The more you can tie performance expectations to the goals of your employees, the more your team will feel like achieving those expectations isn’t just fulfilling company needs, but also fulfilling their career steps. Additionally, taking the effort to try and find ways to tie expectations and goals together will help you as the manager, because now your employees’ goals will be closer to the top of your mind, and that will help you recognize opportunities for your employees when they occur.

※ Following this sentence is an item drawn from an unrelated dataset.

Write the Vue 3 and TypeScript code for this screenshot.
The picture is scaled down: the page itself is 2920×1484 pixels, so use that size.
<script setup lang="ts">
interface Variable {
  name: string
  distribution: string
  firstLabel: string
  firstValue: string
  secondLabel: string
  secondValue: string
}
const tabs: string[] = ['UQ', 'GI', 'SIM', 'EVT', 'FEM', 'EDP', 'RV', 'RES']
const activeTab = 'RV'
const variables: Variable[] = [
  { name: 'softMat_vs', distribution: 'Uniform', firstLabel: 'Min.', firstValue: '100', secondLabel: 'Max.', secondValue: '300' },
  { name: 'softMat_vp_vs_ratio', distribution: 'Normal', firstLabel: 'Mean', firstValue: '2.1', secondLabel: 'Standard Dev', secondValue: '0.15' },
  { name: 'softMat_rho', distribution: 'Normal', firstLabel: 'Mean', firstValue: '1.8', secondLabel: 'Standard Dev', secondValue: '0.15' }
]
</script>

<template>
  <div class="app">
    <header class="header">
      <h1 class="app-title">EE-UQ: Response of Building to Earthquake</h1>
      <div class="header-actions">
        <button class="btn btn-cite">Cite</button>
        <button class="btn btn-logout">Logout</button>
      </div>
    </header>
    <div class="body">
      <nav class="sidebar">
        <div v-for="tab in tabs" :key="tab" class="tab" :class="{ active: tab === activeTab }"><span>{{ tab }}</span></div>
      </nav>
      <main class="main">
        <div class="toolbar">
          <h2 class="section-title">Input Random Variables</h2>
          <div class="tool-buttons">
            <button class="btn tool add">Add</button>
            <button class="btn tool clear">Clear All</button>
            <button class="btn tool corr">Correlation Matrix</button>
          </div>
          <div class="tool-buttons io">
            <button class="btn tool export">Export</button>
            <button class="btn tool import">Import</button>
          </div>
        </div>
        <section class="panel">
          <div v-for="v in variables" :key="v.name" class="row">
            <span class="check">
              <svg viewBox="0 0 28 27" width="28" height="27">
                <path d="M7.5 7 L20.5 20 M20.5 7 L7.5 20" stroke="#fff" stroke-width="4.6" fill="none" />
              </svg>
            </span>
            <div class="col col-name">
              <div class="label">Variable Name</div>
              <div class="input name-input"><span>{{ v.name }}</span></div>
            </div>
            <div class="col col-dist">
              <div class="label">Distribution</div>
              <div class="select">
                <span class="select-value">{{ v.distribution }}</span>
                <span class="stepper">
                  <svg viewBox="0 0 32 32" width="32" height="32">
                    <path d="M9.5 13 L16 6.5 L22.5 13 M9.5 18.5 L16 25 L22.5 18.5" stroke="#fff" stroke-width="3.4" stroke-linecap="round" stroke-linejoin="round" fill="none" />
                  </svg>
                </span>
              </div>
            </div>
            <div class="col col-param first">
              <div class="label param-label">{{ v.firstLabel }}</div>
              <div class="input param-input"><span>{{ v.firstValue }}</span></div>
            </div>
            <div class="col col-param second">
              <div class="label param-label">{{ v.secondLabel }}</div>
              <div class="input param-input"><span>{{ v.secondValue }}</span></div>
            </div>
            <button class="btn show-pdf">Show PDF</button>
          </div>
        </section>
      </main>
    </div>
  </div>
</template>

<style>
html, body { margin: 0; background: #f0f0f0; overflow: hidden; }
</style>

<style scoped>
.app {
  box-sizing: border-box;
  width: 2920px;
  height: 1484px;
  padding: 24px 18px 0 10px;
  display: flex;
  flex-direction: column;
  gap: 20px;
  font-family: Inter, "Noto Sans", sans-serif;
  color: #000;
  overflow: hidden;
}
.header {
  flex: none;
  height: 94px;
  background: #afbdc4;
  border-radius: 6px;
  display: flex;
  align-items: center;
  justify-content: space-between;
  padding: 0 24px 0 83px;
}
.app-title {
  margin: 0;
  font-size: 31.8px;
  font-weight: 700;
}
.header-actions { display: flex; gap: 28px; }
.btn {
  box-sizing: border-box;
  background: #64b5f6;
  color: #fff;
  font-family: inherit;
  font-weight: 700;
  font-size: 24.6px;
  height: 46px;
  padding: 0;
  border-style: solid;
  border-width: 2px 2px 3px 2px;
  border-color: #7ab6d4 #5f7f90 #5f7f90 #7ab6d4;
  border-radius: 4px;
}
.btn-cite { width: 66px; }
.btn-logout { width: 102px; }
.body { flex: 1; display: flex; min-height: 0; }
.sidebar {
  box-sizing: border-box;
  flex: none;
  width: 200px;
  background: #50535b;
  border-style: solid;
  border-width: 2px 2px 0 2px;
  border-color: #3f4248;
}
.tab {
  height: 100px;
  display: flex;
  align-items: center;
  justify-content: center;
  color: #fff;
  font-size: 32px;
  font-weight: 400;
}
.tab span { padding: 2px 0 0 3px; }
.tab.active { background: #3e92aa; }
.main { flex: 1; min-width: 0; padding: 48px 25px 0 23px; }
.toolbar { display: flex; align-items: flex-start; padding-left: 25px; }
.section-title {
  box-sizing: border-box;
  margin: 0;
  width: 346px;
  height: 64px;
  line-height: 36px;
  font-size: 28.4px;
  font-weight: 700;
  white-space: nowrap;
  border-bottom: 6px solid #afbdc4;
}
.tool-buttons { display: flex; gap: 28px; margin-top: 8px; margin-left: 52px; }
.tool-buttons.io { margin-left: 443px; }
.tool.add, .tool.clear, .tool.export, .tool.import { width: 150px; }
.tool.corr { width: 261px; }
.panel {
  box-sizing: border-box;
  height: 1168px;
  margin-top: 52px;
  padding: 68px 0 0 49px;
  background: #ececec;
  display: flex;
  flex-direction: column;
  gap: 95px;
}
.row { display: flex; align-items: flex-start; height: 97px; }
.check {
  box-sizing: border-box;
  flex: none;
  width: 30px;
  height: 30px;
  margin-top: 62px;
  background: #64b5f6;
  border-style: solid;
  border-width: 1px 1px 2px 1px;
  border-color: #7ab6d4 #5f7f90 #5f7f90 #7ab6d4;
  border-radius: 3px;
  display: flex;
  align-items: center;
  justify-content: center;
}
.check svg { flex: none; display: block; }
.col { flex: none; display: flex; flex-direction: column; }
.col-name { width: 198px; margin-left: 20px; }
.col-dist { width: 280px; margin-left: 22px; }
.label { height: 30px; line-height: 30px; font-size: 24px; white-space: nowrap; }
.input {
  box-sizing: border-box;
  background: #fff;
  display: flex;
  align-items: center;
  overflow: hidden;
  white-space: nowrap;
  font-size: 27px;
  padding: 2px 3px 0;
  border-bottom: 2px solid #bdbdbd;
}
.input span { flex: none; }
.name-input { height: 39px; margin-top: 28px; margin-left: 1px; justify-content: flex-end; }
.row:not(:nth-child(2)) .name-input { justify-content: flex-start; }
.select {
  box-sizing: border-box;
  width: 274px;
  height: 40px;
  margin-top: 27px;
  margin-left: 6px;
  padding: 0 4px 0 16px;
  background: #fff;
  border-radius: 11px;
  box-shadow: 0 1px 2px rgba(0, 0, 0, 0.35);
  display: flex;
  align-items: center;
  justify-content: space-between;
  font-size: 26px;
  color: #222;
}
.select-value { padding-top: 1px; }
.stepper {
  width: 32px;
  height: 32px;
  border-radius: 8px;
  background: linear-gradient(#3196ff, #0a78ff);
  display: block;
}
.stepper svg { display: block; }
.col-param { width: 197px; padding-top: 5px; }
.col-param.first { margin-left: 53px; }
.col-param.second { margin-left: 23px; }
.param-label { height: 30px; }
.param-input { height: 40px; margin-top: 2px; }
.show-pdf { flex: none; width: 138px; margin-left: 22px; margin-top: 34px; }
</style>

Story time! A daughter of one of my friends, who had just finished up a coding boot camp, approached me about job opportunities. She was struggling—she clearly needed more experience to be considered an Associate Software Engineer, and was having a hard time finding that “first shot.” I could see the diamond in the rough, so I talked my CEO partner into a deal. We hired her to do two things: first, work on a blog implementation for us (so that the company could use it as a web branding and SEO driver), and second, go through online training classes to improve her skillset in programming languages and platforms (in our case, C#). After two months, we’d evaluate, and if she’d gotten the blog off the ground and could demonstrate some expertise with C#, we’d promote her to ASE and put her on a team. It was a touch unusual in that it was a very short-term setup, but the focus was on setting the clear expectation of what we needed her to do, complete with some measurable results (did the blog work? was she getting through the lessons?) that were under her direct control. The goal was to get her on to a team, and the expectations were set to help her reach that goal. Six months after moving her to one of the teams, her team lead came to me and told me in no uncertain terms that if I took her off of his team, he’d quit. She’s a Senior Software Engineer as I write this.